Google Takes Another Step Forward in Cleaning Up The Security of the Internet

Good for Google, after 40 years of inaction by the IT industry, they decided to mark sites without the correct digital certificate on…

Google Takes Another Step Forward in Cleaning Up The Security of the Internet

Good for Google, after 40 years of inaction by the IT industry, they decided to mark sites without the correct digital certificate on HTTPs as a security risk. Why? Because we need to dump HTTP. Not just because it can be sniffied — which is bad in itself, but because that sites should identify themselves properly. A site without a certificate should be aged out of the Internet, forever. It is unbelieveable that some companies still say .. “Our site is okay without a certificate, as we flip to HTTPs when there’s a payment” … and miss the point there is almost not trust involved in a site without the certificate.

And so Google Chrome — which has over 70% of the browser market (Figure 1), and which is rising all the time— has the clout to move the industry, and so we have seen a massive ramp up in the correct usage of certificates. Those who have incorrect certificate details are marked as a security risk.
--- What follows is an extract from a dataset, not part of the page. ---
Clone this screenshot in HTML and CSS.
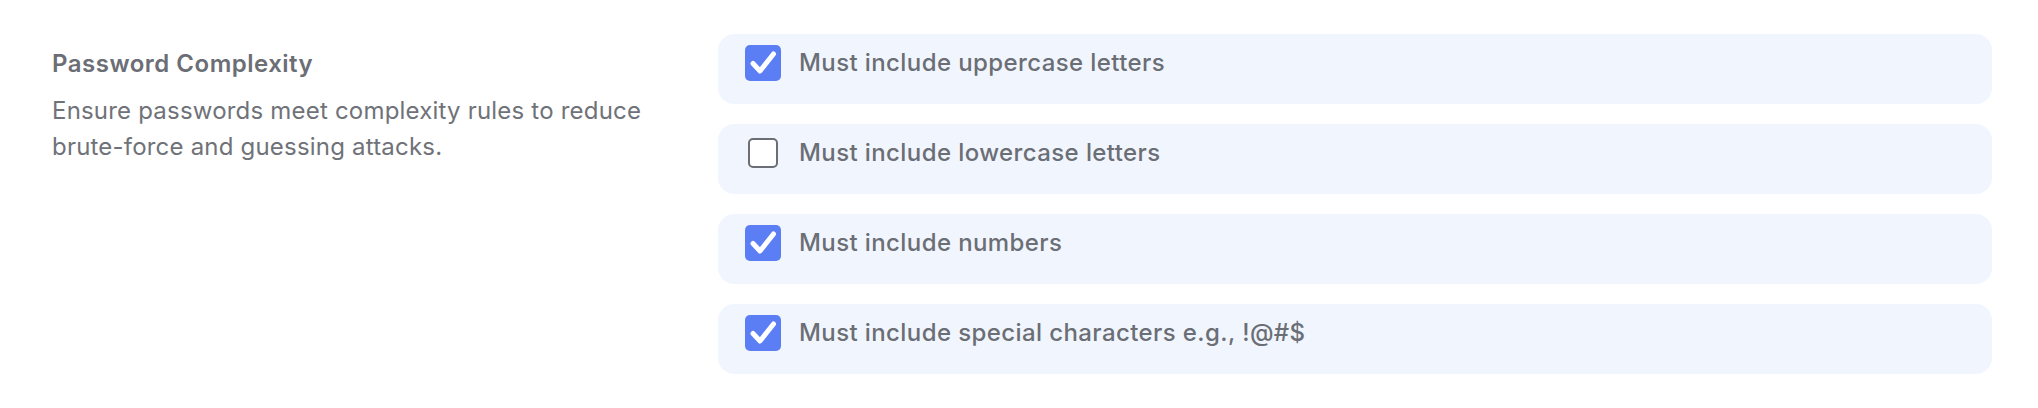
FILE: index.html
```html
<!DOCTYPE html>
<html lang="en">
<head>
<meta charset="utf-8">
<title>Password Complexity</title>
<link rel="stylesheet" href="styles.css">
</head>
<body>
<section class="setting">
  <div class="info">
    <h3 class="title">Password Complexity</h3>
    <p class="desc">Ensure passwords meet complexity rules to reduce brute-force and guessing attacks.</p>
  </div>
  <div class="options">
    <label class="option">
      <span class="box checked"><svg viewBox="0 0 36 36" width="36" height="36"><path d="M8 18.5 L15 26 L28.5 9" fill="none" stroke="#fff" stroke-width="5" stroke-linecap="round" stroke-linejoin="round"/></svg></span>
      <span class="label">Must include uppercase letters</span>
    </label>
    <label class="option">
      <span class="box"><span class="empty"></span></span>
      <span class="label">Must include lowercase letters</span>
    </label>
    <label class="option">
      <span class="box checked"><svg viewBox="0 0 36 36" width="36" height="36"><path d="M8 18.5 L15 26 L28.5 9" fill="none" stroke="#fff" stroke-width="5" stroke-linecap="round" stroke-linejoin="round"/></svg></span>
      <span class="label">Must include numbers</span>
    </label>
    <label class="option">
      <span class="box checked"><svg viewBox="0 0 36 36" width="36" height="36"><path d="M8 18.5 L15 26 L28.5 9" fill="none" stroke="#fff" stroke-width="5" stroke-linecap="round" stroke-linejoin="round"/></svg></span>
      <span class="label">Must include special characters e.g., !@#$</span>
    </label>
  </div>
</section>
</body>
</html>
```

FILE: styles.css
```css
html, body {
  margin: 0;
  padding: 0;
  background: #ffffff;
}

body {
  font-family: Inter, Lato, "Noto Sans", sans-serif;
  color: #6b6e75;
}

.setting {
  display: flex;
  padding: 34px 46px 34px 52px;
}

.info {
  width: 666px;
  flex: none;
  padding-top: 14px;
}

.title {
  margin: 0;
  font-size: 24px;
  font-weight: 600;
  letter-spacing: 0.5px;
  line-height: 32px;
  color: #6b6e75;
}

.desc {
  margin: 13px 0 0;
  width: 610px;
  font-size: 24px;
  font-weight: 400;
  letter-spacing: 0.2px;
  line-height: 36px;
  color: #6f7278;
}

.options {
  flex: 1;
  display: flex;
  flex-direction: column;
  gap: 20px;
}

.option {
  display: flex;
  align-items: flex-start;
  gap: 18px;
  height: 70px;
  box-sizing: border-box;
  padding: 11px 27px 0;
  background: #f1f6fe;
  border-radius: 16px;
}

.box {
  width: 36px;
  height: 36px;
  flex: none;
  display: flex;
  align-items: center;
  justify-content: center;
  border-radius: 5px;
}

.box.checked {
  background: #5b7ef5;
}

.box svg {
  display: block;
}

.empty {
  width: 30px;
  height: 30px;
  box-sizing: border-box;
  border: 2px solid #6b6e75;
  border-radius: 5px;
  background: #ffffff;
}

.label {
  font-size: 24px;
  font-weight: 500;
  letter-spacing: 0.4px;
  line-height: 36px;
  color: #6b6e75;
}
```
Figure 1: Market shares for browsers

All that is required now, is to download the Let’s Encrypt application, run it on the trusted server, and you have a new key pair, and a trusted certificate — no payments required. So after years of paying for a certificate, for the renewal of the certificate on my own site, I just turned to Let’s Encrypt [here]:

Within minutes, I had a shiny new (and trusted) certificate.

And why not? If you user base is still running an unpatched Internet Explorer 4.0 on Windows XP, then migrating to HTTPs might be difficult, but few browsers in the world now struggled in support a secure connection.
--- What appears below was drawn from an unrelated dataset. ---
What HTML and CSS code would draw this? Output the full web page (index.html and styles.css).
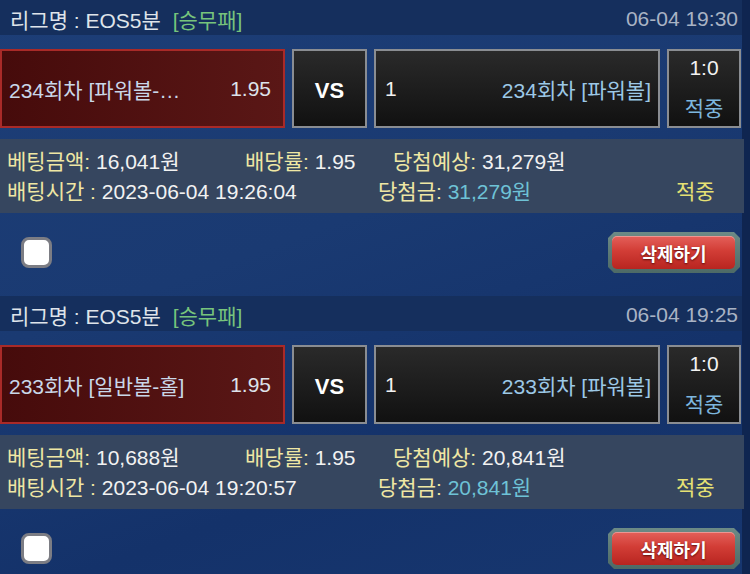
FILE: index.html
```html
<!DOCTYPE html>
<html lang="ko">
<head>
<meta charset="utf-8">
<link rel="stylesheet" href="styles.css">
</head>
<body>
<div class="list">
  <section class="card">
    <div class="card-head">
      <div class="league">리그명 : EOS5분 <span class="type">[승무패]</span></div>
      <div class="date">06-04 19:30</div>
    </div>
    <div class="match">
      <div class="pick home selected"><span class="name">234회차 [파워볼-…</span><span class="odd">1.95</span></div>
      <div class="vs">VS</div>
      <div class="pick away"><span class="odd-w">1</span><span class="name blue">234회차 [파워볼]</span></div>
      <div class="score"><span class="sc">1:0</span><span class="res">적중</span></div>
    </div>
    <div class="info">
      <div class="info-row">
        <div class="c1"><span class="lbl">베팅금액:</span> 16,041원</div>
        <div class="c2"><span class="lbl">배당률:</span> 1.95</div>
        <div class="c3"><span class="lbl">당첨예상:</span> 31,279원</div>
      </div>
      <div class="info-row">
        <div class="d1"><span class="lbl">배팅시간 :</span> 2023-06-04 19:26:04</div>
        <div class="d2"><span class="lbl">당첨금:</span> <span class="win">31,279원</span></div>
        <div class="d3 hit">적중</div>
      </div>
    </div>
    <div class="actions">
      <span class="check"></span>
      <span class="del"><span class="del-in">삭제하기</span></span>
    </div>
  </section>

  <section class="card">
    <div class="card-head">
      <div class="league">리그명 : EOS5분 <span class="type">[승무패]</span></div>
      <div class="date">06-04 19:25</div>
    </div>
    <div class="match">
      <div class="pick home selected"><span class="name">233회차 [일반볼-홀]</span><span class="odd">1.95</span></div>
      <div class="vs">VS</div>
      <div class="pick away"><span class="odd-w">1</span><span class="name blue">233회차 [파워볼]</span></div>
      <div class="score"><span class="sc">1:0</span><span class="res">적중</span></div>
    </div>
    <div class="info">
      <div class="info-row">
        <div class="c1"><span class="lbl">베팅금액:</span> 10,688원</div>
        <div class="c2"><span class="lbl">배당률:</span> 1.95</div>
        <div class="c3"><span class="lbl">당첨예상:</span> 20,841원</div>
      </div>
      <div class="info-row">
        <div class="d1"><span class="lbl">배팅시간 :</span> 2023-06-04 19:20:57</div>
        <div class="d2"><span class="lbl">당첨금:</span> <span class="win">20,841원</span></div>
        <div class="d3 hit">적중</div>
      </div>
    </div>
    <div class="actions">
      <span class="check"></span>
      <span class="del"><span class="del-in">삭제하기</span></span>
    </div>
  </section>
</div>
</body>
</html>
```
FILE: styles.css
```css
* { box-sizing: border-box; }
html, body { margin: 0; padding: 0; }
body {
  width: 750px;
  height: 574px;
  overflow: hidden;
  background: #0f2550;
  font-family: "Liberation Sans", "Noto Sans CJK KR", sans-serif;
  font-size: 21px;
  color: #f2f2f2;
}
.list {
  width: 742px;
  background: linear-gradient(160deg, #1d3e77 0%, #1a3a72 40%, #14326a 70%, #173770 100%);
}
.card {
  height: 296px;
  display: flex;
  flex-direction: column;
}
.card-head {
  height: 35px;
  background: #152f5d;
  display: flex;
  align-items: center;
  justify-content: space-between;
  padding: 3px 4px 0 10px;
}
.league { color: #dfe4ea; }
.type { color: #77c47c; margin-left: 6px; }
.date { color: #a9b3c4; }

.match {
  margin-top: 14px;
  height: 79px;
  display: flex;
  gap: 7px;
}
.pick {
  display: flex;
  align-items: center;
  justify-content: space-between;
  border: 2px solid #8a8d92;
  background: linear-gradient(180deg, #2a2a2a, #111);
  padding-top: 1px;
}
.home { width: 285px; padding: 1px 12px 0 7px; }
.selected {
  border-color: #a92a28;
  background: linear-gradient(90deg, #460b0b 0%, #5a1716 100%);
}
.home .name { color: #c9d7e8; }
.home .odd { color: #dde3ea; }
.away { width: 286px; padding: 1px 7px 0 9px; }
.odd-w { color: #f2f2f2; }
.blue { color: #9cc8e6; }
.vs {
  width: 75px;
  border: 2px solid #8a8d92;
  background: linear-gradient(180deg, #2a2a2a, #111);
  display: flex;
  align-items: center;
  justify-content: center;
  font-weight: bold;
  font-size: 22px;
  color: #fff;
  padding-top: 4px;
}
.score {
  width: 74px;
  border: 2px solid #8a8d92;
  background: linear-gradient(180deg, #2a2a2a, #111);
  display: flex;
  flex-direction: column;
  align-items: center;
  justify-content: center;
  gap: 21px;
  padding-top: 0;
}
.sc { color: #f2f2f2; line-height: 20px; }
.res { color: #7db6de; line-height: 20px; }

.info {
  margin-top: 11px;
  width: 744px;
  height: 74px;
  background: #36465f;
  padding: 6px 0 0 7px;
}
.info-row { display: flex; height: 30px; align-items: center; }
.lbl { color: #efe7a4; }
.c1 { width: 238px; }
.c2 { width: 148px; }
.d1 { width: 371px; }
.d2 { width: 298px; }
.win { color: #6ec2d6; }
.hit { color: #e6e174; }

.actions {
  flex: 1;
  display: flex;
  align-items: center;
  justify-content: space-between;
  padding: 0 2px 4px 21px;
}
.check {
  width: 31px;
  height: 31px;
  background: #fff;
  border: 3px solid #7c7d84;
  border-radius: 8px;
}
.del {
  width: 132px;
  height: 41px;
  background: linear-gradient(180deg, #6c8a86, #4d6a66);
  clip-path: polygon(6px 0, 126px 0, 132px 6px, 132px 35px, 126px 41px, 6px 41px, 0 35px, 0 6px);
  padding: 4px 5px 4px 4px;
  display: flex;
}
.del-in {
  flex: 1;
  border-radius: 5px;
  background: linear-gradient(180deg, #e4605a 0%, #d23d36 45%, #b82520 100%);
  box-shadow: inset 0 1px 0 rgba(255,255,255,0.35);
  display: flex;
  align-items: center;
  justify-content: center;
  color: #fff;
  font-weight: bold;
  font-size: 18px;
  text-shadow: 0 1px 2px #5a0c0a;
}
```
So Google are moving the industry one step forward, and will soon be blocking the mixture of HTTP and HTTPs, and which can be so confusing. On a well-managed site, you basically just redirect “HTTP” to “HTTPs”, and now Google wants to make sure that HTTP is consigned to history. With HTTP, too, a malware can easy install a backdoor/proxy on communications and spy on the user.
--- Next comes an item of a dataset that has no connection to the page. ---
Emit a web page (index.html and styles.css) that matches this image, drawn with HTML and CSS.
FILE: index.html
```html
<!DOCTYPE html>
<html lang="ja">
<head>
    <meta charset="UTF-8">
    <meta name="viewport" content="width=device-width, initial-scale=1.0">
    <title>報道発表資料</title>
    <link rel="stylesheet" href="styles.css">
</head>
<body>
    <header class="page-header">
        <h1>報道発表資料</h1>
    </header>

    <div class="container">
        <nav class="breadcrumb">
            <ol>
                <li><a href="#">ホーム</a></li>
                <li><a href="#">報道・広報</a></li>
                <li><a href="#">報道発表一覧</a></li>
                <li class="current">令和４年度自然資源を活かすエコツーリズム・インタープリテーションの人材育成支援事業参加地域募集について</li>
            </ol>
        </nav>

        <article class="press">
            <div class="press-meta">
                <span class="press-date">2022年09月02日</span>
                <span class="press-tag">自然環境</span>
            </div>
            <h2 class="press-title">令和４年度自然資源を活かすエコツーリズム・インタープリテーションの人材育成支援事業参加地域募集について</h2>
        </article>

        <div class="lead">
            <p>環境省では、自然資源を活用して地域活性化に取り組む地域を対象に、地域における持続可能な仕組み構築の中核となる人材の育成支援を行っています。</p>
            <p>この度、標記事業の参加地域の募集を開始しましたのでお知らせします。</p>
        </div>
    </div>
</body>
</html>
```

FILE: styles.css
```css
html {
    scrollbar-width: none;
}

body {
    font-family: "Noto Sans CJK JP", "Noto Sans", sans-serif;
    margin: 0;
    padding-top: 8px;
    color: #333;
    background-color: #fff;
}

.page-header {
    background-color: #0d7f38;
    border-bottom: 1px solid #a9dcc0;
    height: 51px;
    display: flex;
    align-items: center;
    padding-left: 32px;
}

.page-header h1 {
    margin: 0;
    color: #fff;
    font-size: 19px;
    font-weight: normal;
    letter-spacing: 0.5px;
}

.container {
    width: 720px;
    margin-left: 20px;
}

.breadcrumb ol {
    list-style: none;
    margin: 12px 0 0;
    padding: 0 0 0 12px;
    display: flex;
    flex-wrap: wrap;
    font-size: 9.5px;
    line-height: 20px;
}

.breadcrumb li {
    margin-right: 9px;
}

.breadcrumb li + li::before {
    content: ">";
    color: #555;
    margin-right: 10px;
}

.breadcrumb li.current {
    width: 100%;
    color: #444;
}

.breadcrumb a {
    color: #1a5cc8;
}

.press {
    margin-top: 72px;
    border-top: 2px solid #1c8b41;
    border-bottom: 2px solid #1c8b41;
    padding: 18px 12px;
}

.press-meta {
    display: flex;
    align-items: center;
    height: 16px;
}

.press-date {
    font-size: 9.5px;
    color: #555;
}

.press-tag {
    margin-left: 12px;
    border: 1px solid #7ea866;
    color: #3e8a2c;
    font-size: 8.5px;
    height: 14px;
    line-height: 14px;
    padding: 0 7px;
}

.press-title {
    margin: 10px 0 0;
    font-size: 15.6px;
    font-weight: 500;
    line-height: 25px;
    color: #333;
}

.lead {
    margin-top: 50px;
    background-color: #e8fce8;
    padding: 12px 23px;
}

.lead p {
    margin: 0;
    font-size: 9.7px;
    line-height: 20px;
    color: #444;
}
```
So, Chome 80 will automatically redirect audio and video to HTTPs, and then Chrome 81 will start to block some content with HTTP, with a final blocking in a future version for all mix HTTP/HTTPs.

Conclusions

One must ask … “Why did it take so long to do this?”, and “Can we next clean-up the complete untrustworthiness of email?” Internet security is basically flawed, and leaves the door open to so many security threats.